» What is being asked:
Keep only the lines where "that" appears.

— begin Input material —

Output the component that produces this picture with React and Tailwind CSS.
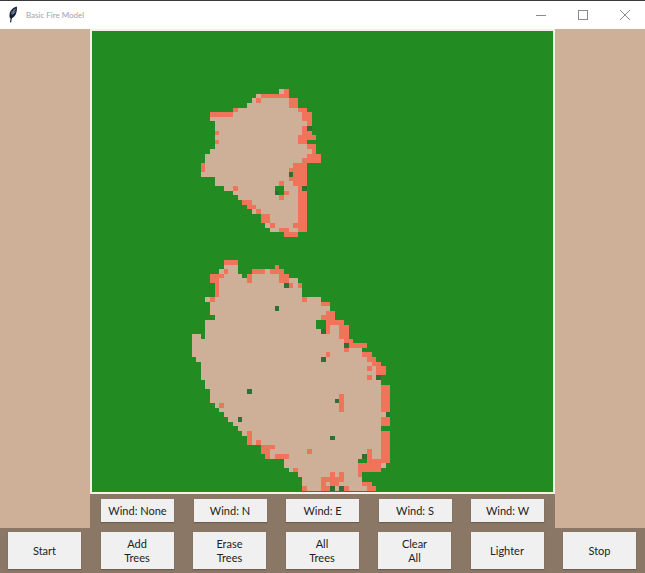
const SAND = "#cdb097";
const GREEN = "#228b22";

function parseRange(text) {
  const cells = [];
  if (!text) return cells;
  for (const part of text.split(",")) {
    const [a, b] = part.split("-").map(Number);
    for (let c = a; c <= (b === undefined ? a : b); c++) cells.push(c);
  }
  return cells;
}

// row, first tan col, last tan col, salmon cells, dark cells, green holes
const ROWS = [
  [13,41,42,"42"],[14,36,42,"37-42"],[15,35,44,"36,43-44"],[16,34,44,"43-44"],
  [17,31,46,"31,45-46"],[18,26,47,"26-30,46-47"],[19,26,47,"46-47"],[20,27,47,"47"],
  [21,27,47,"46","47"],[22,27,47,"27,46-47"],[23,27,48,"45-48"],[24,27,46,"27,45-46"],
  [25,27,48,"47-48"],[26,26,48,"48"],[27,25,49,"47-49"],[28,25,49,"46-49"],
  [29,24,46,"24,44-46"],[30,24,46,"24,43-46"],[31,24,46,"44-46","43"],[32,27,46,"43-46"],
  [33,27,46,"41,44-46"],[34,29,46,"31,45","46","40-41"],[35,31,46,"42,45-46","40","41"],
  [36,32,46,"41,45-46"],[37,33,46,"33-34,45-46"],[38,34,46,"34-35,45-46"],[39,35,46,"36,45-46"],
  [40,37,46,"37-38,45-46"],[41,37,46,"37-38,45-46"],[42,38,46,"39,44-46"],
  [43,39,46,"41-42,45-46"],[44,42,44,"42-44"],

  [50,29,31,"29-31"],[51,29,31,""],[51,40,40,"40"],[52,28,31,"29"],[52,35,41,"35-37,39-41"],
  [53,26,32,"26-28"],[53,34,42,"34,41-42"],[54,26,44,"26-27,34,41-42"],[55,27,45,"27,43,45","42"],
  [56,27,45,"27"],[57,27,45,"27"],[58,25,49,"26,46"],[59,26,51,"50-51"],[60,26,51,"","40"],
  [61,26,52,"51-52"],[62,27,52,"50-52"],[63,25,54,"51-54","","49-50"],[64,25,55,"51,54-55","","49-50"],
  [65,25,55,"51,54-55","50"],[66,25,55,"54-55"],[66,22,23,""],[67,22,56,"55-56"],[68,22,59,"56-59","55"],
  [69,22,58,"55"],[70,22,60,"51,59-60"],[71,23,61,"60-61","50"],[72,24,62,"61-62"],[73,24,63,"60,62-63"],
  [74,24,63,"62-63"],[75,24,62,"60","62"],[76,25,62,""],[77,25,64,"63-64"],[78,26,64,"63-64","34"],
  [79,26,64,"54,63-64"],[80,26,64,"54,63-64","53"],[81,27,64,"28,54,63-64"],[82,28,64,"54,63-64"],
  [83,29,64,"","64"],[84,30,64,"63-64","32"],[85,31,64,"63-64"],[86,32,62,""],[87,33,64,"34,63-64"],
  [88,34,64,"34,63-64","52"],[89,34,64,"34,36,63-64"],[90,37,64,"37-39,63-64"],[91,37,64,"37-38,47,60,63-64"],
  [92,38,64,"38,40-42,60,63-64","59"],[93,42,64,"60-64","","58-59"],[94,42,63,"58-62"],[95,43,62,"44,58-62"],
  [96,45,58,"52,54,58"],[97,46,58,"50-54"],[98,46,60,"50,52-53,59-60"],[99,46,61,"46,50-51,55,60-61","52,54"],
];

function buildPaths() {
  const grid = new Map();
  for (const [r, a, b, s, d, g] of ROWS) {
    for (let c = a; c <= b; c++) grid.set(`${r}:${c}`, "t");
    for (const c of parseRange(s)) grid.set(`${r}:${c}`, "s");
    for (const c of parseRange(d)) grid.set(`${r}:${c}`, "d");
    for (const c of parseRange(g)) grid.set(`${r}:${c}`, "g");
  }
  const out = { t: "", s: "", d: "", g: "" };
  for (const [key, v] of grid) {
    const [r, c] = key.split(":");
    out[v] += `M${c} ${r}h1v1h-1z`;
  }
  return out;
}

const paths = buildPaths();

function Feather() {
  return (
    <svg width="12" height="18" viewBox="0 0 12 18" className="ml-[7px] shrink-0">
      <path d="M9.8 0.6C6.2 1.6 3.2 4.4 2.6 8C2.3 9.8 2.5 11.2 3.2 12.6C6.4 12 8.6 9.4 9.4 6.4C10 4.4 10.1 2.4 9.8 0.6Z" fill="#16202e" />
      <path d="M8.6 2.6L5 9M7.2 3L6 6.4M5.4 5L4.5 8M8.6 5.6L5.6 8.2" stroke="#7f97b8" strokeWidth="0.8" fill="none" />
      <path d="M5.2 8.6L4 13.5L3.6 16.4" stroke="#16202e" strokeWidth="1.2" fill="none" />
    </svg>
  );
}

function Btn({ h, children }) {
  return (
    <button className={`${h} w-[73px] shrink-0 bg-[#f0f0f0] text-[11px] leading-[14px] pt-[1px] text-[#222222] text-center shadow-[0_1px_1px_rgba(60,50,40,0.35)]`}>
      {children}
    </button>
  );
}

export default function App() {
  return (
    <div className="w-[645px] h-[573px] overflow-hidden bg-[#8a7766] font-['Lato',sans-serif]">
      <header className="h-[29px] bg-white border-t-[1px] border-[#3a3a3a] flex items-center">
        <Feather />
        <span className="ml-[7px] text-[8px] text-[#a2a2a2]">Basic Fire Model</span>
        <div className="ml-auto flex items-center text-[#7c7c7c]">
          <svg width="12" height="12" viewBox="0 0 12 12" className="mr-[30px]"><path d="M1 6.5H11" stroke="#8a8a8a" strokeWidth="1" /></svg>
          <svg width="12" height="12" viewBox="0 0 12 12" className="mr-[30px]"><rect x="1.5" y="1.5" width="9" height="9" fill="none" stroke="#8a8a8a" strokeWidth="1" /></svg>
          <svg width="12" height="12" viewBox="0 0 12 12" className="mr-[14px]"><path d="M1 1L11 11M11 1L1 11" stroke="#8a8a8a" strokeWidth="1" /></svg>
        </div>
      </header>

      <div className="flex h-[499px]">
        <div className="w-[90px] h-full bg-[#cdb097]" />
        <div className="w-[465px] h-full flex flex-col">
          <div className="h-[465px] border-2 border-[#f6f1e6] bg-[#228b22]">
            <svg viewBox="0.45 0.43 99.8 99.8" className="block w-[461px] h-[461px]" shapeRendering="crispEdges">
              <path d={paths.t} fill={SAND} />
              <path d={paths.s} fill="#ef7459" />
              <path d={paths.d} fill="#2f6f35" />
              <path d={paths.g} fill={GREEN} />
            </svg>
          </div>
          <div className="flex gap-[19.5px] pl-[11px] pt-[5px]">
            <Btn h="h-[23px]">Wind: None</Btn>
            <Btn h="h-[23px]">Wind: N</Btn>
            <Btn h="h-[23px]">Wind: E</Btn>
            <Btn h="h-[23px]">Wind: S</Btn>
            <Btn h="h-[23px]">Wind: W</Btn>
          </div>
        </div>
        <div className="flex-1 h-full bg-[#cdb097]" />
      </div>

      <div className="flex gap-[19.5px] pl-[8px] pt-[4px]">
        <Btn h="h-[37px]">Start</Btn>
        <Btn h="h-[37px]">Add<br />Trees</Btn>
        <Btn h="h-[37px]">Erase<br />Trees</Btn>
        <Btn h="h-[37px]">All<br />Trees</Btn>
        <Btn h="h-[37px]">Clear<br />All</Btn>
        <Btn h="h-[37px]">Lighter</Btn>
        <Btn h="h-[37px]">Stop</Btn>
      </div>
    </div>
  );
}
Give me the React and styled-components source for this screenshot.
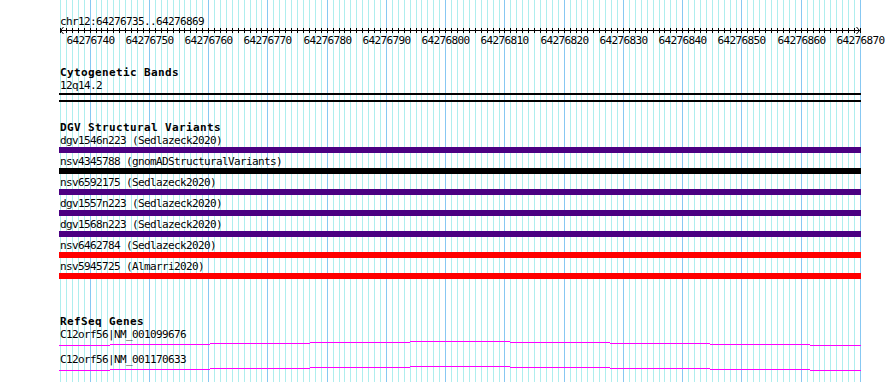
import React from "react";
import styled, { createGlobalStyle } from "styled-components";

const START = 64276735;
const END = 64276869;
const BP = END - START + 1;
const LEFT = 59;
const PX = 800 / BP;

// canvas x of the grid line before base i
const xAt = (i) => Math.round(60 + i * PX) - LEFT;

const PURPLE = "#4b0082";
const RED = "#ff0000";

const features = [
  { name: "dgv1546n223 (Sedlazeck2020)", color: PURPLE },
  { name: "nsv4345788 (gnomADStructuralVariants)", color: "#000000" },
  { name: "nsv6592175 (Sedlazeck2020)", color: PURPLE },
  { name: "dgv1557n223 (Sedlazeck2020)", color: PURPLE },
  { name: "dgv1568n223 (Sedlazeck2020)", color: PURPLE },
  { name: "nsv6462784 (Sedlazeck2020)", color: RED },
  { name: "nsv5945725 (Almarri2020)", color: RED },
];

const genes = ["C12orf56|NM_001099676", "C12orf56|NM_001170633"];
const geneSteps = [0, 51, 151, 251, 351, 451, 551, 651, 751, 802];
const geneRise = [4, 3, 2, 1, 0, 1, 2, 3, 4];

const GlobalStyle = createGlobalStyle`
  html, body {
    margin: 0;
    padding: 0;
    background: #ffffff;
  }
  body {
    font-family: "DejaVu Sans Mono", "Liberation Mono", monospace;
    color: #000000;
  }
`;

const Page = styled.div`
  width: 890px;
  height: 382px;
  overflow: hidden;
  padding-left: ${LEFT}px;
  box-sizing: border-box;
`;

const Canvas = styled.div`
  position: relative;
  width: 802px;
  height: 382px;
`;

const Grid = styled.svg`
  position: absolute;
  top: 0;
  left: 0;
  display: block;
`;

const Tracks = styled.div`
  position: relative;
  display: flex;
  flex-direction: column;
  padding-top: 16px;
`;

const Label = styled.div`
  padding-left: 1px;
  font-size: 11px;
  line-height: ${(p) => p.$lh || 13}px;
  letter-spacing: -0.62px;
  white-space: nowrap;
`;

const TrackTitle = styled.div`
  margin-top: ${(p) => p.$top}px;
  padding-left: 1px;
  font-size: 11px;
  font-weight: bold;
  line-height: 12px;
  letter-spacing: 0.38px;
  white-space: nowrap;
`;

const RulerSvg = styled.svg`
  display: block;
  overflow: visible;
`;

const Band = styled.div`
  height: 5px;
  border-top: 2px solid #000;
  border-bottom: 2px solid #000;
`;

const Feature = styled.div`
  display: flex;
  flex-direction: column;
  margin-bottom: 2px;
`;

const Bar = styled.div`
  height: 6px;
  background: ${(p) => p.$color};
`;

const GeneSvg = styled.svg`
  display: block;
`;

function GridLines() {
  const lines = [];
  for (let i = 0; i <= BP; i++) {
    const major = (START + i) % 10 === 0;
    lines.push(
      <rect key={i} x={xAt(i)} y={0} width={1} height={382}
        fill={major ? "#87c8f2" : "#aeeeee"} />
    );
  }
  return (
    <Grid width={802} height={382} shapeRendering="crispEdges">
      {lines}
    </Grid>
  );
}

function Ruler() {
  const ticks = [];
  const labels = [];
  for (let i = 0; i <= BP; i++) {
    ticks.push(<rect key={i} x={xAt(i)} y={0} width={1} height={5} fill="#000" />);
    if ((START + i) % 10 === 0) {
      labels.push(
        <text key={i} x={xAt(i) + 0.5} y={16} textAnchor="middle"
          fontSize="11" letterSpacing="-0.62">
          {START + i}
        </text>
      );
    }
  }
  return (
    <RulerSvg width={802} height={18}>
      <g shapeRendering="crispEdges">
        <rect x={1} y={2} width={800} height={1} fill="#000" />
        {ticks}
      </g>
      <polyline points="4.5,-1 1.5,2.5 4.5,6" fill="none" stroke="#000" strokeWidth="1" />
      <polyline points="797.5,-1 800.5,2.5 797.5,6" fill="none" stroke="#000" strokeWidth="1" />
      {labels}
    </RulerSvg>
  );
}

function GeneLine() {
  return (
    <GeneSvg width={802} height={12} shapeRendering="crispEdges">
      {geneRise.map((dy, k) => (
        <rect key={k} x={geneSteps[k]} y={dy}
          width={geneSteps[k + 1] - geneSteps[k]} height={1} fill="#ff00ff" />
      ))}
    </GeneSvg>
  );
}

export default function App() {
  return (
    <>
      <GlobalStyle />
      <Page>
        <Canvas>
          <GridLines />
          <Tracks>
            <Label $lh={12}>chr12:{START}..{END}</Label>
            <Ruler />

            <TrackTitle $top={21}>Cytogenetic Bands</TrackTitle>
            <Label $lh={14}>12q14.2</Label>
            <Band />

            <TrackTitle $top={20}>DGV Structural Variants</TrackTitle>
            {features.map((f) => (
              <Feature key={f.name}>
                <Label>{f.name}</Label>
                <Bar $color={f.color} />
              </Feature>
            ))}

            <TrackTitle $top={35}>RefSeq Genes</TrackTitle>
            {genes.map((g) => (
              <div key={g}>
                <Label>{g}</Label>
                <GeneLine />
              </div>
            ))}
          </Tracks>
        </Canvas>
      </Page>
    </>
  );
}
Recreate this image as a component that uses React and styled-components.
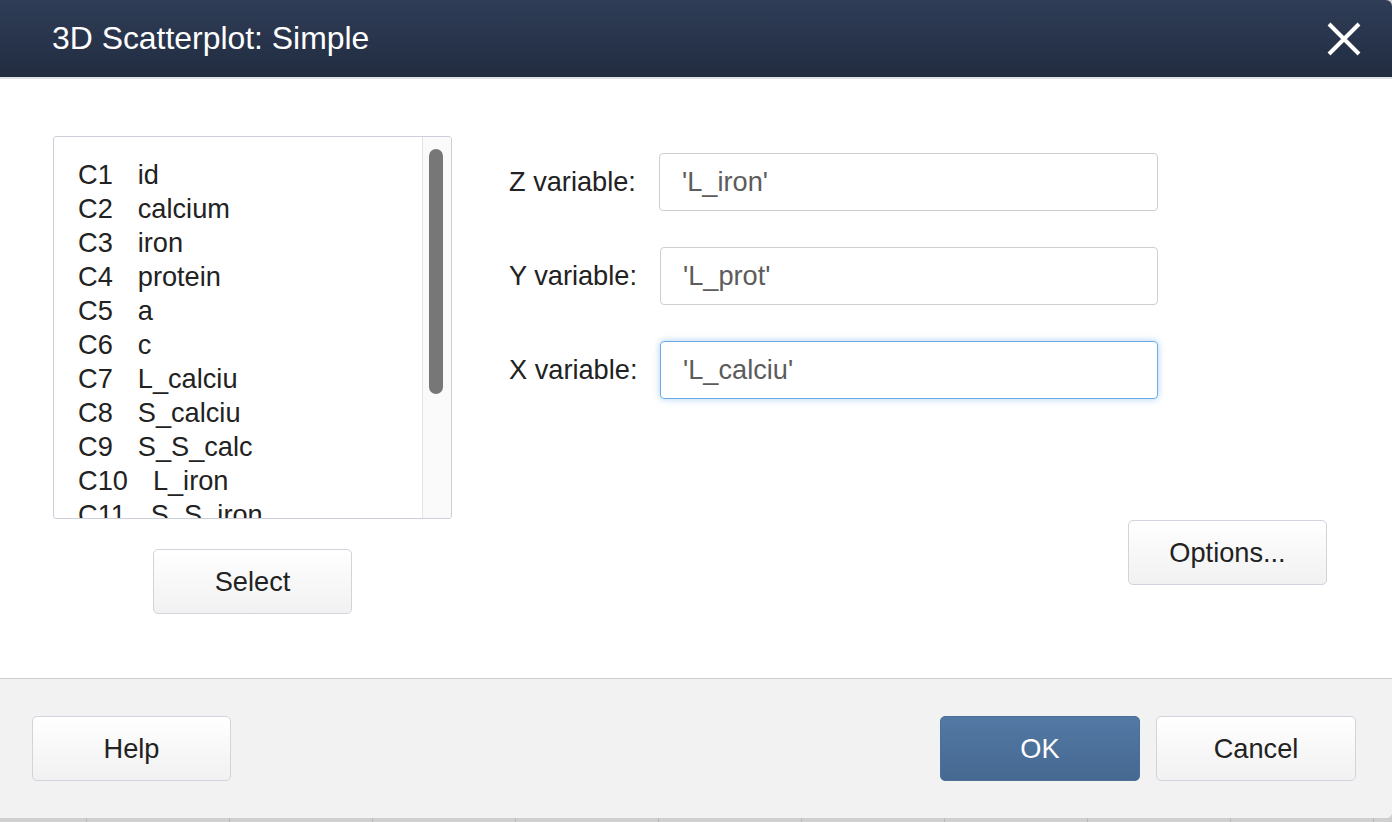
import React from 'react'
import styled, { createGlobalStyle } from 'styled-components'

const GlobalStyle = createGlobalStyle`
  html, body {
    margin: 0;
    padding: 0;
    background: #d2d2d2;
  }
  body {
    font-family: "Liberation Sans", Arial, Helvetica, sans-serif;
    color: #222;
  }
`

const Dialog = styled.div`
  width: 1392px;
  height: 818px;
  display: flex;
  flex-direction: column;
  background: #fff;
  border-radius: 0 6px 6px 0;
  overflow: hidden;
`

const Header = styled.div`
  height: 77px;
  flex: none;
  display: flex;
  align-items: center;
  justify-content: space-between;
  padding: 0 31px 0 52px;
  background: linear-gradient(#2f3d57, #212c40);
  border-bottom: 2px solid #dfe2e7;
`

const Title = styled.h1`
  margin: 0;
  font-size: 31.9px;
  font-weight: 400;
  color: #fff;
`

const CloseButton = styled.button`
  width: 34px;
  height: 34px;
  padding: 0;
  border: 0;
  background: none;
  display: flex;
  align-items: center;
  justify-content: center;
`

const Body = styled.div`
  height: 599px;
  flex: none;
  display: grid;
  grid-template-columns: 399px 1fr;
  padding: 57px 65px 0 53px;
  box-sizing: border-box;
`

const LeftColumn = styled.div`
  display: flex;
  flex-direction: column;
  align-items: center;
`

const ListBox = styled.div`
  width: 399px;
  height: 383px;
  box-sizing: border-box;
  border: 1.5px solid #cbd0d8;
  border-radius: 3px;
  display: flex;
  overflow: hidden;
`

const ListItems = styled.ul`
  flex: 1;
  margin: 0;
  padding: 21px 0 0 24px;
  list-style: none;
  overflow: hidden;
`

const ListItem = styled.li`
  height: 34px;
  line-height: 34px;
  font-size: 27.2px;
  white-space: nowrap;
`

const ColCode = styled.span`
  margin-right: 25px;
`

const ScrollTrack = styled.div`
  width: 29px;
  flex: none;
  background: #fafafa;
  border-left: 1.5px solid #e2e4e8;
  padding: 12px 0 0 6px;
  box-sizing: border-box;
`

const ScrollThumb = styled.div`
  width: 14px;
  height: 245px;
  border-radius: 7px;
  background: #777;
`

const Button = styled.button`
  width: ${p => p.$w || 199}px;
  height: 65px;
  box-sizing: border-box;
  font-family: inherit;
  font-size: 27.2px;
  border-radius: 5px;
  cursor: pointer;
  color: ${p => (p.$primary ? '#fff' : '#222')};
  border: 1.5px solid ${p => (p.$primary ? '#4a6f98' : '#cfd4dd')};
  background: ${p =>
    p.$primary
      ? 'linear-gradient(#5279a4, #466891)'
      : 'linear-gradient(#ffffff, #f1f1f2)'};
`

const SelectButton = styled(Button)`
  margin-top: 30px;
`

const RightColumn = styled.div`
  display: flex;
  flex-direction: column;
  padding: 17px 0 0 57px;
`

const FieldGrid = styled.div`
  display: grid;
  grid-template-columns: 150px 499px;
  row-gap: 36px;
  align-items: center;
`

const FieldLabel = styled.label`
  font-size: 27.2px;
  color: #222;
`

const FieldInput = styled.div`
  height: 58px;
  box-sizing: border-box;
  padding-left: 22px;
  display: flex;
  align-items: center;
  font-size: 27.2px;
  color: #5c5c5c;
  border-radius: 4px;
  border: 1.5px solid ${p => (p.$focused ? '#69ace6' : '#cfcfcf')};
  box-shadow: ${p => (p.$focused ? '0 0 7px rgba(102, 170, 232, 0.55)' : 'none')};
  margin-left: ${p => p.$shift || 0}px;
`

const OptionsRow = styled.div`
  display: flex;
  justify-content: flex-end;
  margin-top: 121px;
`

const Footer = styled.div`
  flex: 1;
  display: flex;
  align-items: center;
  justify-content: space-between;
  padding: 0 36px 0 32px;
  background: #f2f2f2;
  border-top: 1.5px solid #cdcdcd;
`

const FooterGroup = styled.div`
  display: flex;
  gap: 16px;
`

const Backdrop = styled.div`
  height: 4px;
  background:
    repeating-linear-gradient(
      to right,
      transparent 0,
      transparent 86px,
      #b9b9b9 86px,
      #b9b9b9 87px,
      transparent 87px,
      transparent 143px
    ),
    #cfcfcf;
`

const columns = [
  ['C1', 'id'],
  ['C2', 'calcium'],
  ['C3', 'iron'],
  ['C4', 'protein'],
  ['C5', 'a'],
  ['C6', 'c'],
  ['C7', 'L_calciu'],
  ['C8', 'S_calciu'],
  ['C9', 'S_S_calc'],
  ['C10', 'L_iron'],
  ['C11', 'S_S_iron'],
  ['C12', 'L_prot'],
]

const fields = [
  { label: 'Z variable:', value: "'L_iron'" },
  { label: 'Y variable:', value: "'L_prot'", shift: 1 },
  { label: 'X variable:', value: "'L_calciu'", shift: 1, focused: true },
]

const App = () => {
  return (
    <>
      <GlobalStyle />
      <Dialog>
        <Header>
          <Title>3D Scatterplot: Simple</Title>
          <CloseButton aria-label='Close'>
            <svg width='34' height='34' viewBox='0 0 34 34'>
              <path d='M2 2 L32 32 M32 2 L2 32' stroke='#fff' strokeWidth='4' />
            </svg>
          </CloseButton>
        </Header>
        <Body>
          <LeftColumn>
            <ListBox>
              <ListItems>
                {columns.map(([code, name]) => (
                  <ListItem key={code}>
                    <ColCode>{code}</ColCode>
                    {name}
                  </ListItem>
                ))}
              </ListItems>
              <ScrollTrack>
                <ScrollThumb />
              </ScrollTrack>
            </ListBox>
            <SelectButton>Select</SelectButton>
          </LeftColumn>
          <RightColumn>
            <FieldGrid>
              {fields.map(f => (
                <React.Fragment key={f.label}>
                  <FieldLabel>{f.label}</FieldLabel>
                  <FieldInput $focused={f.focused} $shift={f.shift}>
                    {f.value}
                  </FieldInput>
                </React.Fragment>
              ))}
            </FieldGrid>
            <OptionsRow>
              <Button>Options...</Button>
            </OptionsRow>
          </RightColumn>
        </Body>
        <Footer>
          <Button>Help</Button>
          <FooterGroup>
            <Button $primary $w={200}>OK</Button>
            <Button $w={200}>Cancel</Button>
          </FooterGroup>
        </Footer>
      </Dialog>
      <Backdrop />
    </>
  )
}

export default App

— end Input material —

» Task response:
Output the component that produces this picture with React and Tailwind CSS.
Recreate this image as a component that uses React and styled-components.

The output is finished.